─── Supplied material ───

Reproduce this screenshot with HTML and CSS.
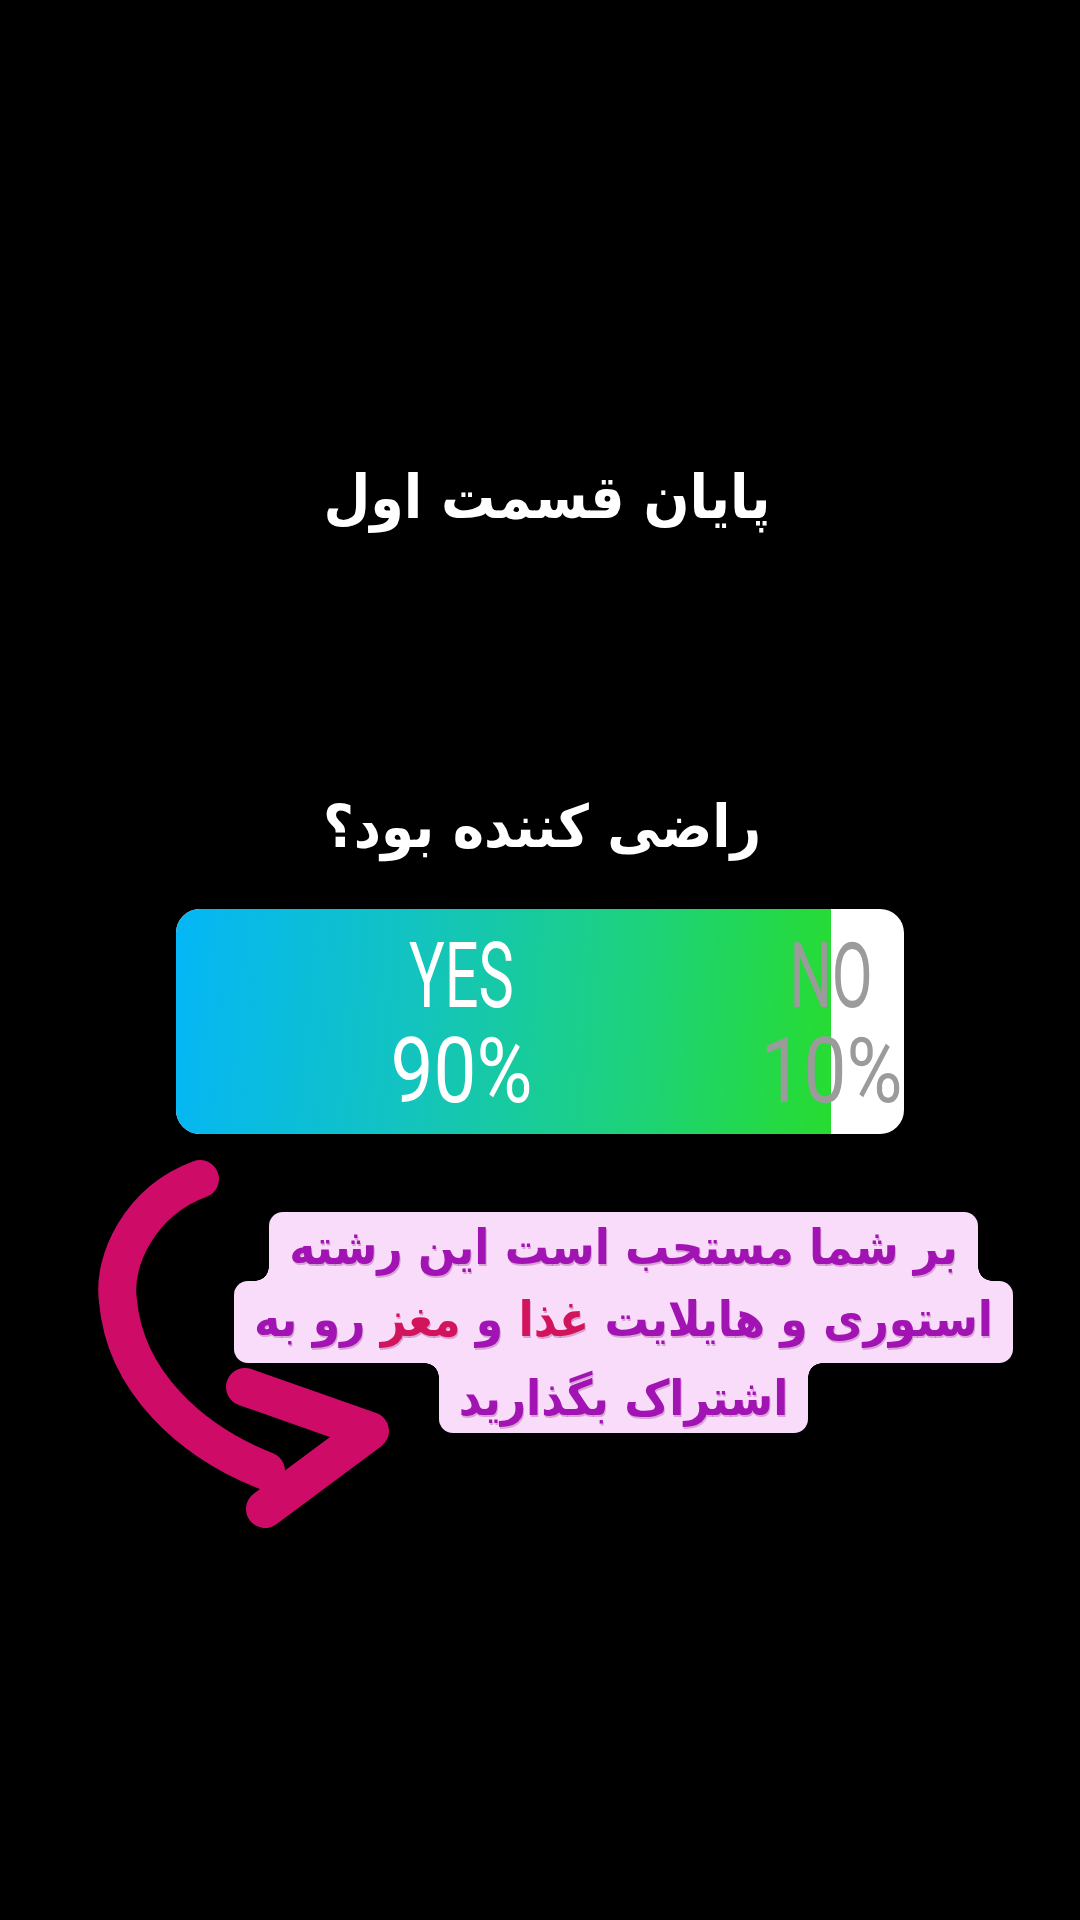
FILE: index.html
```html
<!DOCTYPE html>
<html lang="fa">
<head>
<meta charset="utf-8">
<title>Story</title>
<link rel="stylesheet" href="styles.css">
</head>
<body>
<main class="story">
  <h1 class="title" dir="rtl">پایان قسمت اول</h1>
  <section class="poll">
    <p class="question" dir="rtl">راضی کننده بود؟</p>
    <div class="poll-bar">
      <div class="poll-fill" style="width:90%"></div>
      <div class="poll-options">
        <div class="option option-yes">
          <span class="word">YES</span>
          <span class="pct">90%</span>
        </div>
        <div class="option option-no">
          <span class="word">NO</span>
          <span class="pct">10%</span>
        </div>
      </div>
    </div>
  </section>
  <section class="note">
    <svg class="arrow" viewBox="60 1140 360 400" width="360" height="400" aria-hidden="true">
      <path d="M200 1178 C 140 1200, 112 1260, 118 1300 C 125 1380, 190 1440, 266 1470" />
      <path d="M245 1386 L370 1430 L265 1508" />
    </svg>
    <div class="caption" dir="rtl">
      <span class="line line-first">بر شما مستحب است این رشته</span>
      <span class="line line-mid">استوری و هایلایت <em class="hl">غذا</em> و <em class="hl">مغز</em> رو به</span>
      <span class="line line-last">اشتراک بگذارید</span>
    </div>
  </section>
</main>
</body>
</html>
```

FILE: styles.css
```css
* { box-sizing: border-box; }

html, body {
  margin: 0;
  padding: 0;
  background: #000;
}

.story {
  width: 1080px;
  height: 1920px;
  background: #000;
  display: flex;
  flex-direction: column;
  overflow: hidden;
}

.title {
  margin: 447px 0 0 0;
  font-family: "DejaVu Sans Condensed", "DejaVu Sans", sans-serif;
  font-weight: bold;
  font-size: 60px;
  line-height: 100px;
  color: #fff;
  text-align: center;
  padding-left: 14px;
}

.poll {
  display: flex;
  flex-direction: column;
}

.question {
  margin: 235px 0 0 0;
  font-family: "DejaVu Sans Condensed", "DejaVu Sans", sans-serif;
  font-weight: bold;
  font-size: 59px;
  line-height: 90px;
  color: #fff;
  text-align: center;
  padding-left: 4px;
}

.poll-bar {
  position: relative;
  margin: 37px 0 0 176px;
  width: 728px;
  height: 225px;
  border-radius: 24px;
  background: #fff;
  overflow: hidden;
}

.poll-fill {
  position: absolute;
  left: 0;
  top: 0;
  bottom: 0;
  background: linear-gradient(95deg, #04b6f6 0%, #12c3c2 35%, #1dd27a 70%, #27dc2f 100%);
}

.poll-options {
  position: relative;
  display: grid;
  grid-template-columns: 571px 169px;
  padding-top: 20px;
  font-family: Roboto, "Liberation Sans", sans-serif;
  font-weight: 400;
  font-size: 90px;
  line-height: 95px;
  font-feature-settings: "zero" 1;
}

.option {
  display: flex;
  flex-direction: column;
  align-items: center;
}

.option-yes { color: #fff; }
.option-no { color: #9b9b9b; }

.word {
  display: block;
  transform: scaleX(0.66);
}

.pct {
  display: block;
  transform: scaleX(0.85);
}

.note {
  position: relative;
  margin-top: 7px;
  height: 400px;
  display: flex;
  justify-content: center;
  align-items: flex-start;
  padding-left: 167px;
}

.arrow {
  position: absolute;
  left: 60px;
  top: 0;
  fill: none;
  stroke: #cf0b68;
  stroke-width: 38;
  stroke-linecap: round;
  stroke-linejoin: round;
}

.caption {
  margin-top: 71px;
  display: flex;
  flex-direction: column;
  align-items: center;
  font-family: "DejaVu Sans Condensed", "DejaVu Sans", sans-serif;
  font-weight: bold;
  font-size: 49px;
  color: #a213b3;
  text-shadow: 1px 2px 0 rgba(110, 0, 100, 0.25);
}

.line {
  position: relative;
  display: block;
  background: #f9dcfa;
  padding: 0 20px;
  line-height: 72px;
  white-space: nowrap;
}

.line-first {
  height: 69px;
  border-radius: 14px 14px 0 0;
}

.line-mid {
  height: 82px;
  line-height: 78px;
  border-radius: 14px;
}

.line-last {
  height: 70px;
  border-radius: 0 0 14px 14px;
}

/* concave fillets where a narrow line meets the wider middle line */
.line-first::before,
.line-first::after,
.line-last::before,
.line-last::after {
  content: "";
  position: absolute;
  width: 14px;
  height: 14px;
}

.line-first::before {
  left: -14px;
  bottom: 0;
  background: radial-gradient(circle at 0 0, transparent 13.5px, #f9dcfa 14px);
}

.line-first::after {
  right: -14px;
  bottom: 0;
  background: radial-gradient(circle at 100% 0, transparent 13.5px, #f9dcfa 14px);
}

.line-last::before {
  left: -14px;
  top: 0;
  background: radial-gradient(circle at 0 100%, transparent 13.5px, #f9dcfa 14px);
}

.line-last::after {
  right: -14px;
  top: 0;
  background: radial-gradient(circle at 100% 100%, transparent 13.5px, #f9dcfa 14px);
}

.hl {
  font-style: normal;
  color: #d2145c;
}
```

───
─── Supplied material ───

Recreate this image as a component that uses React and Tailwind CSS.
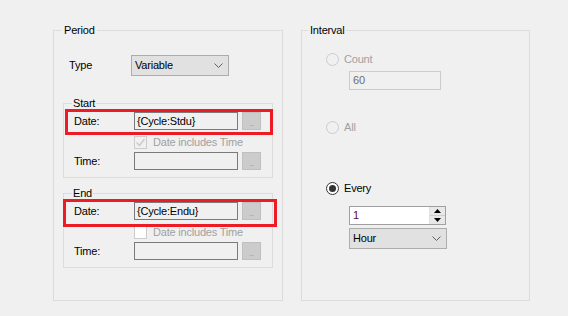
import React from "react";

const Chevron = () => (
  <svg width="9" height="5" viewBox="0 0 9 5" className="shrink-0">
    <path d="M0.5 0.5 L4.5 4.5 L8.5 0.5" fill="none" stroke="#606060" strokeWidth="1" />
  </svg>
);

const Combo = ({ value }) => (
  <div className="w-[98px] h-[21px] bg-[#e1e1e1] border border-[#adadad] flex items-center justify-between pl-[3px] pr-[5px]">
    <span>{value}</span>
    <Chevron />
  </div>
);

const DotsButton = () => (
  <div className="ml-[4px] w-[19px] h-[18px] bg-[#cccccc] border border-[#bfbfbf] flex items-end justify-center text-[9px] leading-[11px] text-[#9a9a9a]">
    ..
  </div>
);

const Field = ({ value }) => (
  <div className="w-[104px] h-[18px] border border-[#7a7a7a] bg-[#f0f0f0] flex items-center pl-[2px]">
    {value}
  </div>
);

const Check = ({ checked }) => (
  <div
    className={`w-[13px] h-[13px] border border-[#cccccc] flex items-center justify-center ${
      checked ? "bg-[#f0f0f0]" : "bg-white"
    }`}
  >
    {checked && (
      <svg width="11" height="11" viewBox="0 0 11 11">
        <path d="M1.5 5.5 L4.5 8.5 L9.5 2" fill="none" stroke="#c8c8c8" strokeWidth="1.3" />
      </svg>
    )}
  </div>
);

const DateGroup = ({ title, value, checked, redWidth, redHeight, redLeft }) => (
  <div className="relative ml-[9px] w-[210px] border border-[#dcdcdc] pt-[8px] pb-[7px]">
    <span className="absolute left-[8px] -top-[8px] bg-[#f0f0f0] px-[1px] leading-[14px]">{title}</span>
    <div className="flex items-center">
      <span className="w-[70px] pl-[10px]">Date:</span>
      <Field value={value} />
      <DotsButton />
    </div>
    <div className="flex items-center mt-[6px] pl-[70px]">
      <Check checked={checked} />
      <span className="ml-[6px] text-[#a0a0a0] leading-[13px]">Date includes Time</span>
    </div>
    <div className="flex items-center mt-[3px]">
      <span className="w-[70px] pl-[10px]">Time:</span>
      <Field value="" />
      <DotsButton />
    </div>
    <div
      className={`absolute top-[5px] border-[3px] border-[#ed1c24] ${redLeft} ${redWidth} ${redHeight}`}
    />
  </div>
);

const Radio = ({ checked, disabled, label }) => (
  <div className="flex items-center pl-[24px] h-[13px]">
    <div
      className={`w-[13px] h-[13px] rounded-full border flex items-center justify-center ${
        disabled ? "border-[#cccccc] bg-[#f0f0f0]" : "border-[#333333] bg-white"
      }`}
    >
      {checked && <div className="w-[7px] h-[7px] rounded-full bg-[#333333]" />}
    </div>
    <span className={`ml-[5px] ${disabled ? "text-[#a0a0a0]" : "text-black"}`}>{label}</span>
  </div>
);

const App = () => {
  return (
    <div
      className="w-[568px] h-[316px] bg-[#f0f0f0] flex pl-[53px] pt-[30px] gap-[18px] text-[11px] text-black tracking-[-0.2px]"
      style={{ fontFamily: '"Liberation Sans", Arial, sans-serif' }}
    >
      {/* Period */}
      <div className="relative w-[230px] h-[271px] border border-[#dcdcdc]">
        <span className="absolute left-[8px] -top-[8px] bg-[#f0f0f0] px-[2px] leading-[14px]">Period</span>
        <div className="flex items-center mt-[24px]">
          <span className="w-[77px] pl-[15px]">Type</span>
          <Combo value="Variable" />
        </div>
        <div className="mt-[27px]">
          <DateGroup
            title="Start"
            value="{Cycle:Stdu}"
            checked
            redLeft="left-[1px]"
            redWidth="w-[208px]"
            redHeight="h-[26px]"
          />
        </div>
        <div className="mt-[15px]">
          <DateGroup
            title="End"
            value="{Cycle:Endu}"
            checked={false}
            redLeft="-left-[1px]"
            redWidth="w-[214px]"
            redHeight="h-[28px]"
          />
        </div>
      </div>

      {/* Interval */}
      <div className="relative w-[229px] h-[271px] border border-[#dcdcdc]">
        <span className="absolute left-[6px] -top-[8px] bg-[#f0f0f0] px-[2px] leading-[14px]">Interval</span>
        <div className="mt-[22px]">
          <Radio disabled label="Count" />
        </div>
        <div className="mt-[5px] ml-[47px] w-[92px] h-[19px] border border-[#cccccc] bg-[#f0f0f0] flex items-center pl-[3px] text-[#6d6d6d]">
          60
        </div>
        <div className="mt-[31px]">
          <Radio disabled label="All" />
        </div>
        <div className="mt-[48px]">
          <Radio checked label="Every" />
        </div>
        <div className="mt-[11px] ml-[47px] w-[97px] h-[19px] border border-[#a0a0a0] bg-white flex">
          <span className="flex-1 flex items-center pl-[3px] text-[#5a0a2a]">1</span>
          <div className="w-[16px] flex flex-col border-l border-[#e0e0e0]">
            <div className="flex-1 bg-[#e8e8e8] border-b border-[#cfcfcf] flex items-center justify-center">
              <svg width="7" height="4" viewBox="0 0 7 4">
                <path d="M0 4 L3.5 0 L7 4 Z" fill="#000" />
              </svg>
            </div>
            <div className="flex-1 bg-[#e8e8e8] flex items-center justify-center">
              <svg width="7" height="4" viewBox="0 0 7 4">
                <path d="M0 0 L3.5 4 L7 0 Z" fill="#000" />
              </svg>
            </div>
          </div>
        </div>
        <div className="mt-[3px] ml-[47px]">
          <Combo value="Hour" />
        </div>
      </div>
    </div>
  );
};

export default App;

───

● **Required work**: Leave out the pictures and quote exactly the lines from the one where "Recreate this image" appears to the one where "import React from" appears, both ends counted.

● **Solved exercise**:
Recreate this image as a component that uses React and Tailwind CSS.
import React from "react";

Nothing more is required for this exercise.